- Stated exercise
Without the pictures, copy all the entries below exactly.
■ ■ ■ ■ ■ ■ ■
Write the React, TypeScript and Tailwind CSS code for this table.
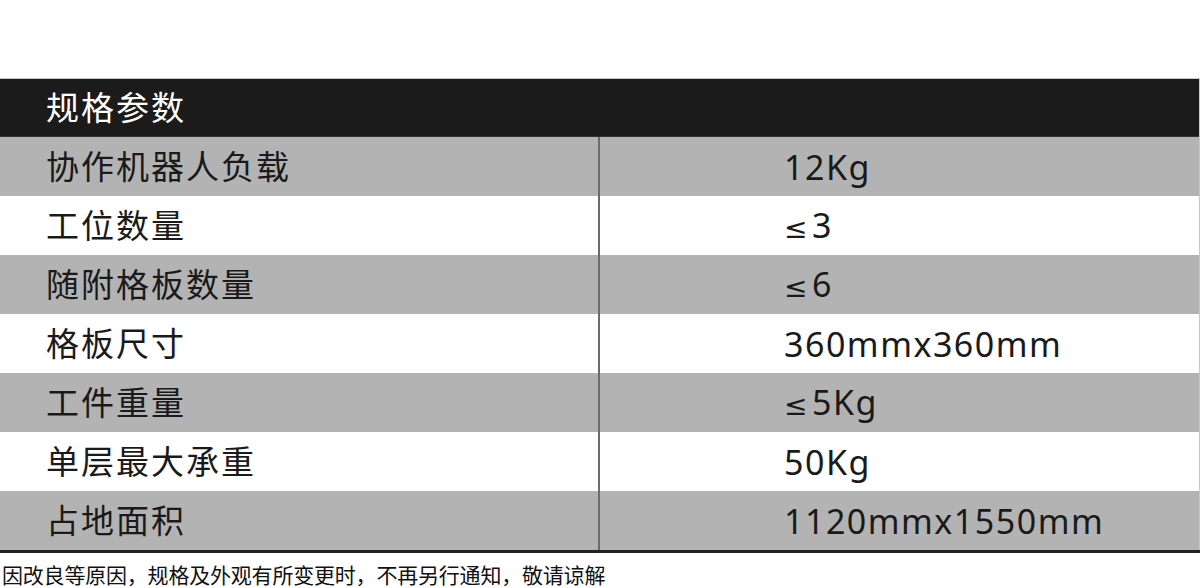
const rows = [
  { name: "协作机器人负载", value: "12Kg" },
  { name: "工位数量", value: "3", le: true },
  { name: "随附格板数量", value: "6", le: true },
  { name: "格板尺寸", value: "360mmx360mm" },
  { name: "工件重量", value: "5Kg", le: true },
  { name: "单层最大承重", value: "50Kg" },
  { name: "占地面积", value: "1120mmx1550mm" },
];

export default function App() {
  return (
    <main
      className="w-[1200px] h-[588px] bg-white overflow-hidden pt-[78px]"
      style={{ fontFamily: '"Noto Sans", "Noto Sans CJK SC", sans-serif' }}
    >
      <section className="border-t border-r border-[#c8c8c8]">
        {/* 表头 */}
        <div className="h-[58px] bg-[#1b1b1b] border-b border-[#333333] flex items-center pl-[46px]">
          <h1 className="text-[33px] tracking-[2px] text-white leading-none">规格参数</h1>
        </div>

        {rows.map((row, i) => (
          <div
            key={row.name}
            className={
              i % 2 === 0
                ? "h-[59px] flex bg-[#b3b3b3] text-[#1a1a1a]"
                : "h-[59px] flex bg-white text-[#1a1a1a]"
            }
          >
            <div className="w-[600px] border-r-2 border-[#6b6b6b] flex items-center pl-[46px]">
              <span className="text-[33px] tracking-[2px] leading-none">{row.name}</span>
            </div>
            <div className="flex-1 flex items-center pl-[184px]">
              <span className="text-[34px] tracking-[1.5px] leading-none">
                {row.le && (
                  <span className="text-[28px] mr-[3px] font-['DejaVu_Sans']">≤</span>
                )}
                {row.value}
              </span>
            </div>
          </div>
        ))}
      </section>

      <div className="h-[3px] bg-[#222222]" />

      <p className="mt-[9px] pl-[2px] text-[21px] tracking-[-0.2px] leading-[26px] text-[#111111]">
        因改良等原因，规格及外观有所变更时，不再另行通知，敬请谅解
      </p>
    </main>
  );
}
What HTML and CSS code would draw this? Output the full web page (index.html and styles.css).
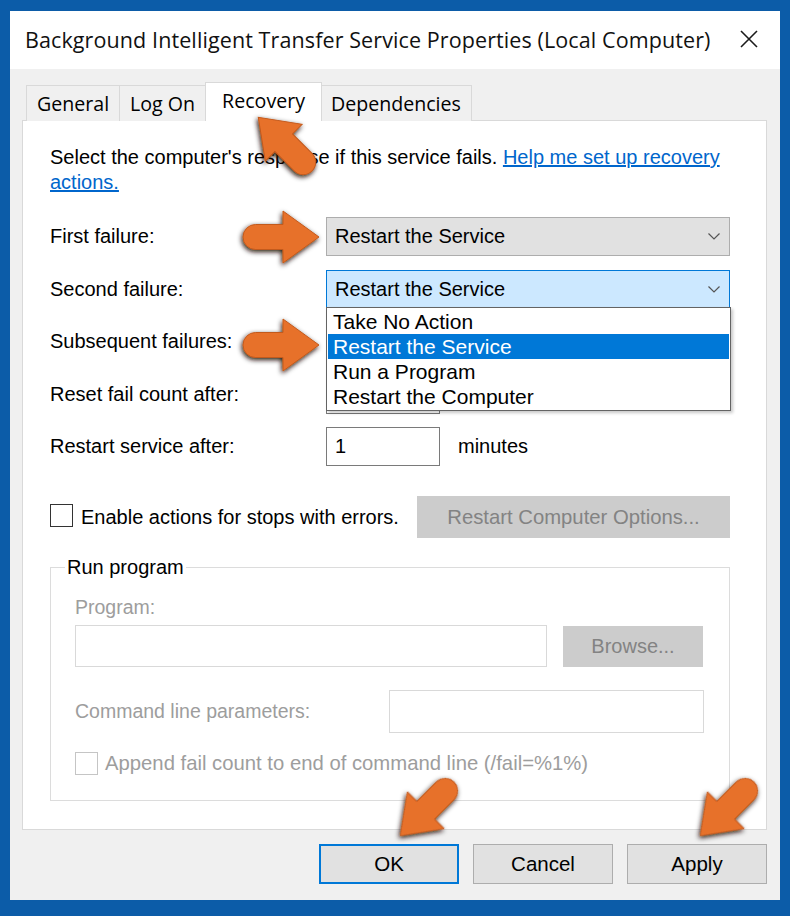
■ ■ ■ ■ ■ ■ ■
- Solution to this exercise
Write the React, TypeScript and Tailwind CSS code for this table.
const rows = [
  { name: "协作机器人负载", value: "12Kg" },
  { name: "工位数量", value: "3", le: true },
  { name: "随附格板数量", value: "6", le: true },
  { name: "格板尺寸", value: "360mmx360mm" },
  { name: "工件重量", value: "5Kg", le: true },
  { name: "单层最大承重", value: "50Kg" },
  { name: "占地面积", value: "1120mmx1550mm" },
];

export default function App() {
  return (
    <main
      className="w-[1200px] h-[588px] bg-white overflow-hidden pt-[78px]"
      style={{ fontFamily: '"Noto Sans", "Noto Sans CJK SC", sans-serif' }}
    >
      <section className="border-t border-r border-[#c8c8c8]">
        {/* 表头 */}
        <div className="h-[58px] bg-[#1b1b1b] border-b border-[#333333] flex items-center pl-[46px]">
          <h1 className="text-[33px] tracking-[2px] text-white leading-none">规格参数</h1>
        </div>

        {rows.map((row, i) => (
          <div
            key={row.name}
            className={
              i % 2 === 0
                ? "h-[59px] flex bg-[#b3b3b3] text-[#1a1a1a]"
                : "h-[59px] flex bg-white text-[#1a1a1a]"
            }
          >
            <div className="w-[600px] border-r-2 border-[#6b6b6b] flex items-center pl-[46px]">
              <span className="text-[33px] tracking-[2px] leading-none">{row.name}</span>
            </div>
            <div className="flex-1 flex items-center pl-[184px]">
              <span className="text-[34px] tracking-[1.5px] leading-none">
                {row.le && (
                  <span className="text-[28px] mr-[3px] font-['DejaVu_Sans']">≤</span>
                )}
                {row.value}
              </span>
            </div>
          </div>
        ))}
      </section>

      <div className="h-[3px] bg-[#222222]" />

      <p className="mt-[9px] pl-[2px] text-[21px] tracking-[-0.2px] leading-[26px] text-[#111111]">
        因改良等原因，规格及外观有所变更时，不再另行通知，敬请谅解
      </p>
    </main>
  );
}
What HTML and CSS code would draw this? Output the full web page (index.html and styles.css).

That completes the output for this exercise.